Vegetable CSA 6/9/2010


So the sun comes out AFTER I harvest all yesterday in the rain! Another light box this week as I'm fighting the elements. . . but the main summer crop that was planted a few weeks ago is still looking good. All the cucumbers, summer squash, beans, tomatoes, peppers. . . look good! Another flooding rain and I'm not sure, though :( Next week I'm looking to neighbors to supplement with fresh strawberries and rhubarb.

In the box this week:
broccoli raab
green onions
garlic scapes (!)
radishes (including an Italian red long variety)
marjoram, mint, and lemon balm (bundled together but use separately)
fresh lavender

Lavender can be used in cooking:
Lavender Sugar (1 cup sugar + 2 tablepoons lavender buds) Grind or chop the lavender, leave whole if you wish, place ina jar with the sugar. Cover and store for at least 2 weeks, shaking occasionally.
Serve over cakes and desserts, in lemonade, coffee, or hot chocolate.
Try it sprinkled on toast.

Fresh or dried lavender can also be used in lemonade, just don't use
too much as it can taste "soapy."

Garlic scapes? Make a pesto with them. Grill them. Stir fry them.

Thursday, June 3, 2010

Wednesday, June 2, 2010

Vegetable CSA 6/2/2010

There's a LOT of standing water out there! To think last year we were having a drought at this time. We did manage to plow up most of the fields, laid plastic on mounds with irrigation drip tape underneath. The mounds are helping keep the plants out of the water. I finished transplanting 30 varieties of tomatoes, 10 types eggplants, and lots of sweet peppers (with a few hot peppers for flavor). 1/2 the snap beans are planted (yellow wax, French fillet, green Italian, etc) and well as 1/2 the cucumbers (Persians, Asians, etc). Hoping that I can start harvesting by mid-July - you never know with this year's crazy weather!

* * * *

The rain made harvest a little difficult and there'll be sand in your greens, just rinse carefully with cold water (as always). I'm hoping to start deliveries at 2pm at the Hyde Park Art Center and will be heading north from there. Hoping to end up at the Hideout by 4-5pm.

In the boxes this week:
baby Swiss Chard
baby mustard greens
bok choy (some may have bolted in the heat but still great in stir-frys)
green onions
green garlic (scapes next week?)
radishes

I usually just steam my summer veggies but stuff like the Swiss chard is delish in risotto. I add a little feta at the end as they can take the stronger flavor. Lots of green garlic, which you can still use to make pesto, flavor soups, add to salads, etc. Tip: chop them up and freeze them. Add them to soup stock next winter.
Radishes? Make a quick pickle. Chop off the greens and bottoms, cut an X halfway down the radish, put in a lidded glass jar, add 1-2 tablespoons of salt, shake. The radishes will start to "sweat" from the salt and make their own brine. Ready in 20 minutes! It keeps well in the fridge for @ a week. There'll be more radishes for a few more weeks and this is one of my favorite snacks in hot weather. Radish tops are edible! http://allrecipes.com/recipe/radish-top-soup/detail.aspx

Friday, May 28, 2010

Vegetable CSA 5/27/2010

OK, so we went from 40 degrees to 90+? My garden doesn't know how to respond!

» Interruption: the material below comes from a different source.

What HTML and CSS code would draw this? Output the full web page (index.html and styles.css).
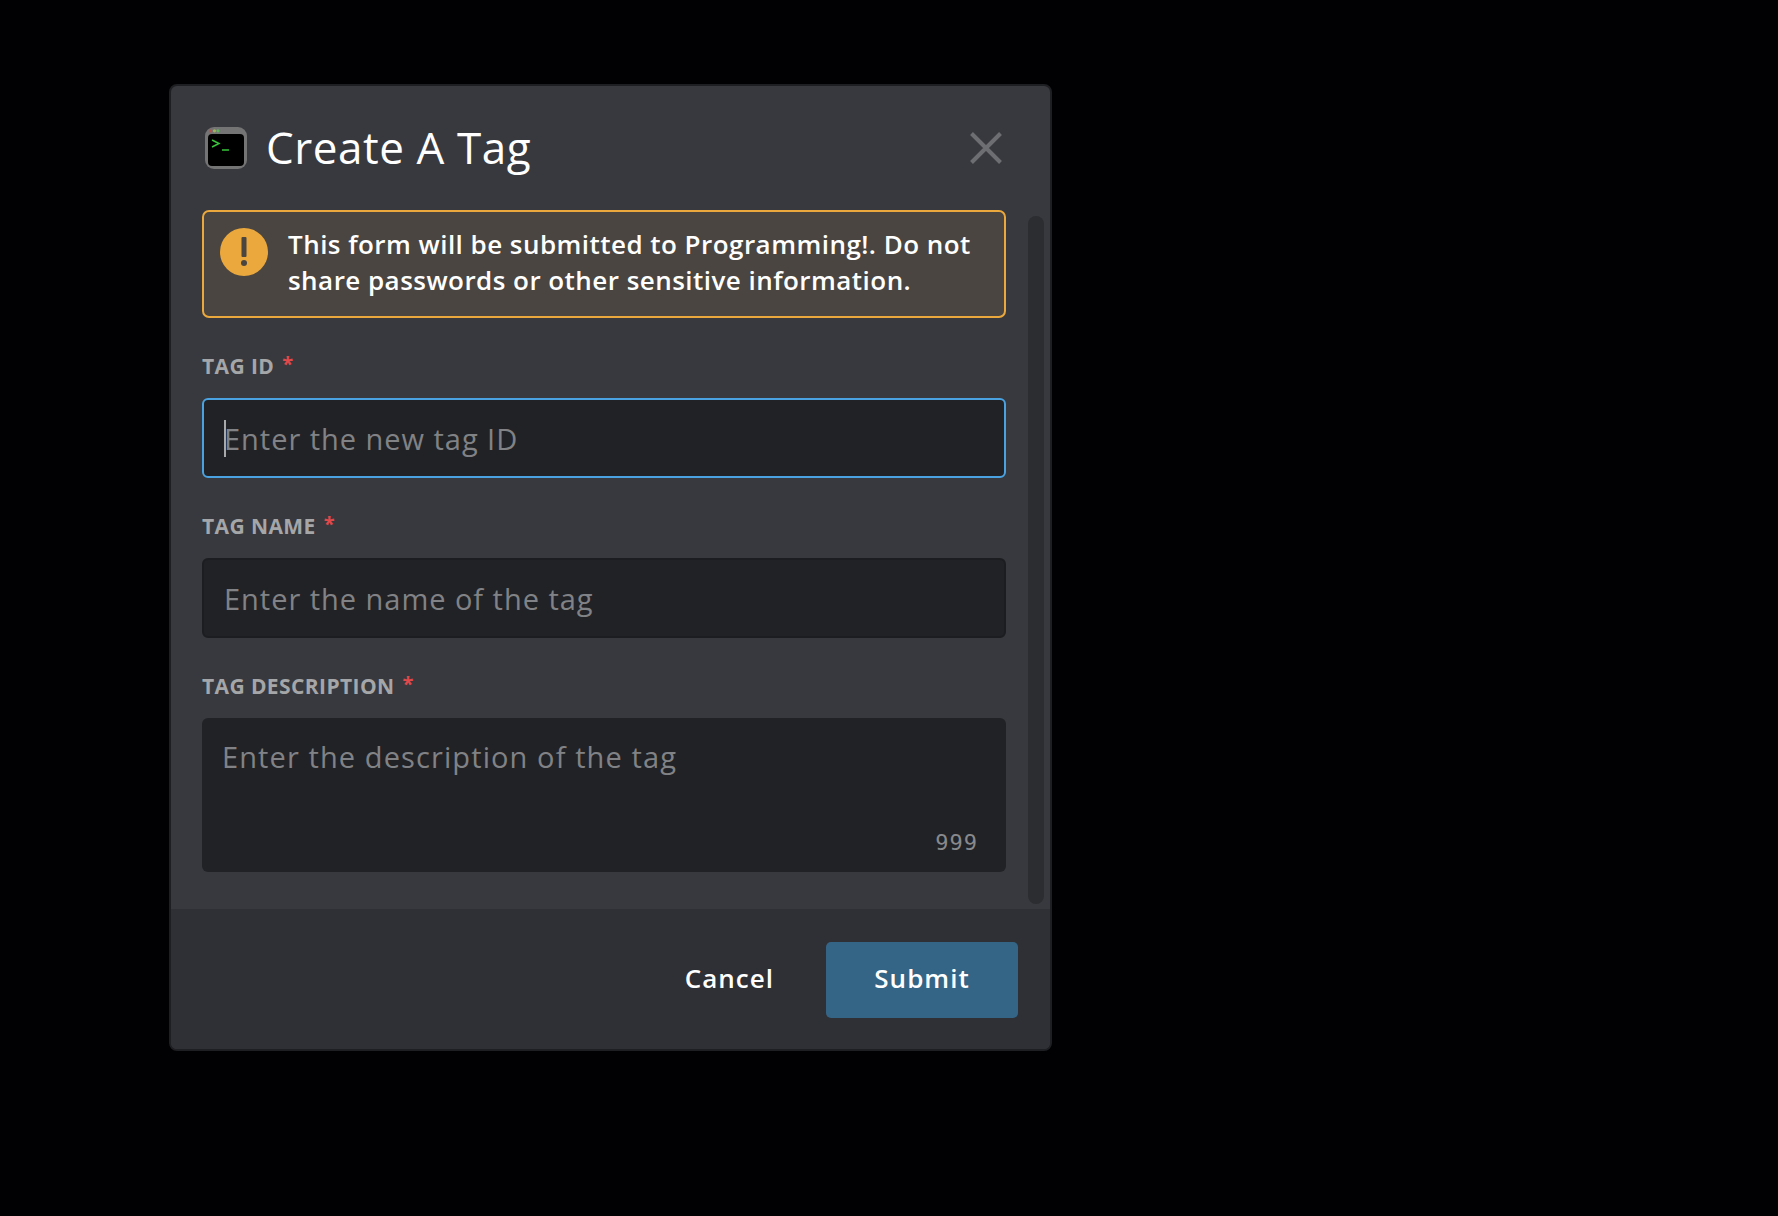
FILE: index.html
```html
<!DOCTYPE html>
<html lang="en">
<head>
<meta charset="utf-8">
<title>Create A Tag</title>
<link rel="stylesheet" href="styles.css">
</head>
<body>
<div class="modal">
  <header class="modal-header">
    <svg class="app-icon" viewBox="0 0 42 42" aria-hidden="true">
      <rect x="0" y="0" width="42" height="42" rx="9" fill="#747474"/>
      <rect x="3" y="7" width="36" height="32" rx="4" fill="#000"/>
      <circle cx="5.5" cy="4" r="1.6" fill="#b5544c"/>
      <circle cx="9.5" cy="3.8" r="1.6" fill="#a3b25a"/>
      <circle cx="13" cy="3.8" r="1.6" fill="#5fb65a"/>
      <path d="M7 13l7 3.5-7 3.5" fill="none" stroke="#37c43a" stroke-width="1.5"/>
      <path d="M17 23h7" fill="none" stroke="#37c43a" stroke-width="1.5"/>
    </svg>
    <h1 class="title">Create A Tag</h1>
    <button class="close" type="button" aria-label="Close">
      <svg viewBox="0 0 32 32" aria-hidden="true"><path d="M1.5 1.5l29 29M30.5 1.5l-29 29" fill="none" stroke="#6d6e72" stroke-width="4"/></svg>
    </button>
  </header>
  <div class="modal-body">
    <form class="form">
      <div class="alert">
        <svg class="alert-icon" viewBox="0 0 48 48" aria-hidden="true">
          <circle cx="24" cy="24" r="24" fill="#eba83c"/>
          <rect x="21.500" y="9" width="5" height="20" rx="1" fill="#4a4540"/>
          <circle cx="24" cy="35" r="3" fill="#4a4540"/>
        </svg>
        <p class="alert-text">This form will be submitted to Programming!. Do not share passwords or other sensitive information.</p>
      </div>
      <label class="label" for="tag-id">TAG ID<span class="req">*</span></label>
      <div class="field">
        <input class="input input-focus" id="tag-id" type="text" placeholder="Enter the new tag ID">
        <span class="caret"></span>
      </div>
      <label class="label" for="tag-name">TAG NAME<span class="req">*</span></label>
      <div class="field">
        <input class="input" id="tag-name" type="text" placeholder="Enter the name of the tag">
      </div>
      <label class="label" for="tag-desc">TAG DESCRIPTION<span class="req">*</span></label>
      <div class="field">
        <textarea class="textarea" id="tag-desc" placeholder="Enter the description of the tag"></textarea>
        <span class="counter">999</span>
      </div>
    </form>
    <div class="scrollbar"></div>
  </div>
  <footer class="modal-footer">
    <button class="btn-cancel" type="button">Cancel</button>
    <button class="btn-submit" type="button">Submit</button>
  </footer>
</div>
</body>
</html>
```
FILE: styles.css
```css
* { box-sizing: border-box; }
html, body { margin: 0; height: 100%; }
body {
  background: #010103;
  padding: 84px 0 0 169px;
  font-family: "Open Sans", "Liberation Sans", sans-serif;
  overflow: hidden;
}
.modal {
  width: 883px;
  height: 967px;
  background: #38393e;
  border: 2px solid #1e1f22;
  border-radius: 8px;
  display: flex;
  flex-direction: column;
  overflow: hidden;
}
.modal-header {
  height: 124px;
  flex: none;
  display: flex;
  align-items: center;
  padding: 0 48px 2px 34px;
  position: relative;
}
.app-icon { width: 42px; height: 42px; flex: none; margin: 2px 19px 0 0; }
.title {
  margin: 0;
  font-size: 44px;
  font-weight: 500;
  color: #fff;
  letter-spacing: 0.55px;
  flex: 1;
  line-height: 56px;
}
.close {
  width: 32px;
  height: 32px;
  padding: 0;
  border: 0;
  margin-top: 2px;
  background: none;
  display: block;
}
.close svg { display: block; width: 32px; height: 32px; }
.modal-body {
  flex: 1;
  display: flex;
  align-items: flex-start;
  padding-left: 31px;
  min-height: 0;
}
.form { width: 804px; flex: none; }
.alert {
  height: 108px;
  border: 2px solid #eba83c;
  border-radius: 7px;
  background: #4a4540;
  display: flex;
  padding: 14px 20px 0 16px;
}
.alert-icon { width: 48px; height: 48px; flex: none; margin: 2px 20px 0 0; }
.alert-text {
  margin: 0;
  font-size: 26px;
  line-height: 36px;
  font-weight: 600;
  letter-spacing: 0.46px;
  color: #fff;
}
.label {
  display: block;
  height: 21px;
  margin-top: 38px;
  margin-bottom: 21px;
  font-size: 21px;
  line-height: 21px;
  font-weight: 700;
  letter-spacing: 0.4px;
  color: #a5a6a8;
}
.req { color: #e0484a; margin-left: 8px; font-size: 20px; vertical-align: 3px; line-height: 0; }
.field { position: relative; }
.input {
  display: block;
  width: 100%;
  height: 80px;
  background: #212226;
  border: 2px solid #1c1d20;
  border-radius: 6px;
  padding: 0 20px;
  font: 400 29px "Open Sans", "Liberation Sans", sans-serif;
  letter-spacing: 0.97px;
  color: #fff;
  outline: none;
}
.input-focus { border-color: #4aa3e0; }
.input::placeholder, .textarea::placeholder { color: #818285; opacity: 1; }
.caret {
  position: absolute;
  left: 22px;
  top: 22px;
  width: 2px;
  height: 37px;
  background: #a8a9ab;
}
.textarea {
  display: block;
  width: 100%;
  height: 154px;
  background: #212226;
  border: 0;
  border-radius: 6px;
  padding: 20px 20px;
  font: 400 29px/38px "Open Sans", "Liberation Sans", sans-serif;
  letter-spacing: 1.1px;
  color: #fff;
  outline: none;
  resize: none;
}
.counter {
  position: absolute;
  right: 28px;
  bottom: 16px;
  font: 400 22px/26px "DejaVu Sans Mono", monospace;
  letter-spacing: 1px;
  color: #88898c;
}
.scrollbar {
  width: 16px;
  height: 688px;
  margin: 6px 0 0 22px;
  background: #2c2d31;
  border-radius: 8px;
  flex: none;
}
.modal-footer {
  height: 140px;
  flex: none;
  background: #2f3035;
  display: flex;
  align-items: center;
  justify-content: flex-end;
  padding: 2px 32px 0 0;
}
.btn-cancel, .btn-submit {
  border: 0;
  background: none;
  color: #fff;
  font: 600 26px "Open Sans", "Liberation Sans", sans-serif;
  letter-spacing: 1px;
  padding: 0 0 4px;
}
.btn-cancel { margin-right: 52px; }
.btn-submit {
  width: 192px;
  height: 76px;
  background: #356586;
  border-radius: 5px;
}
```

This is the final Thursday delivery and we switch to Wednesdays in June and through the rest of the season. I'll be at the Empty Bottle Farmers Market, 1035 N. Western, from 3-8pm - the reason for this week's switch.

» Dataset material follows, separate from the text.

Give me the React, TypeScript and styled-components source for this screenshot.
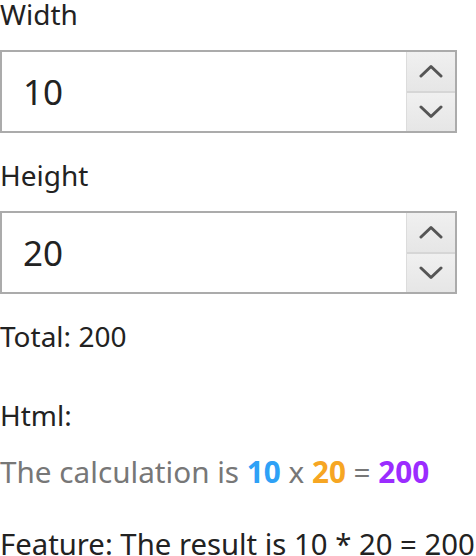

In the box this week, some repeats:
green onions
green garlic
radishes
Swiss chard
mustard greens
sorrel

and if the rain holds off in the morning: more mint and some lemon balm.

June and early July are the most difficult CSA boxes to fill (erratic weather and all these items need to be rinsed in cold water and banded or packaged - adding more time to the harvest). If there's a slow week or two please hold on, I will be making up for it at a later date. In our climate the peak growing seasons are August-October but some of these early veggies won't return once the hot weather hits (asparagus!). Part of the fun of a CSA is not knowing what exactly to expect, trying something new (hopefully), and enjoying the taste of freshly-harvested seasonal food!

Thursday, May 20, 2010

Vegetable CSA 5/20/2010

In the box:
broccoli raab (rapini)
sorrel
mint
radishes
green onions
green garlic
1/2 dozen eggs! My brother's got a few hens and I though they'd be a nice addition to this week's box. The hens are "free range" and that includes the roosters, too. The eggs will be fertilized, which you may not have seen in store-bought eggs.

I also supplemented with some asparagus from Falak Farms.

There's been a lot of frost damage in the area and the asparagus crop has been hit. My own garden is suffering from too much rain and I've lost about 80% of the radishes I planted (bugs also come out in wet weather). The groundhogs are another problem and keeping them from the Swiss chard and peas is almost impossible!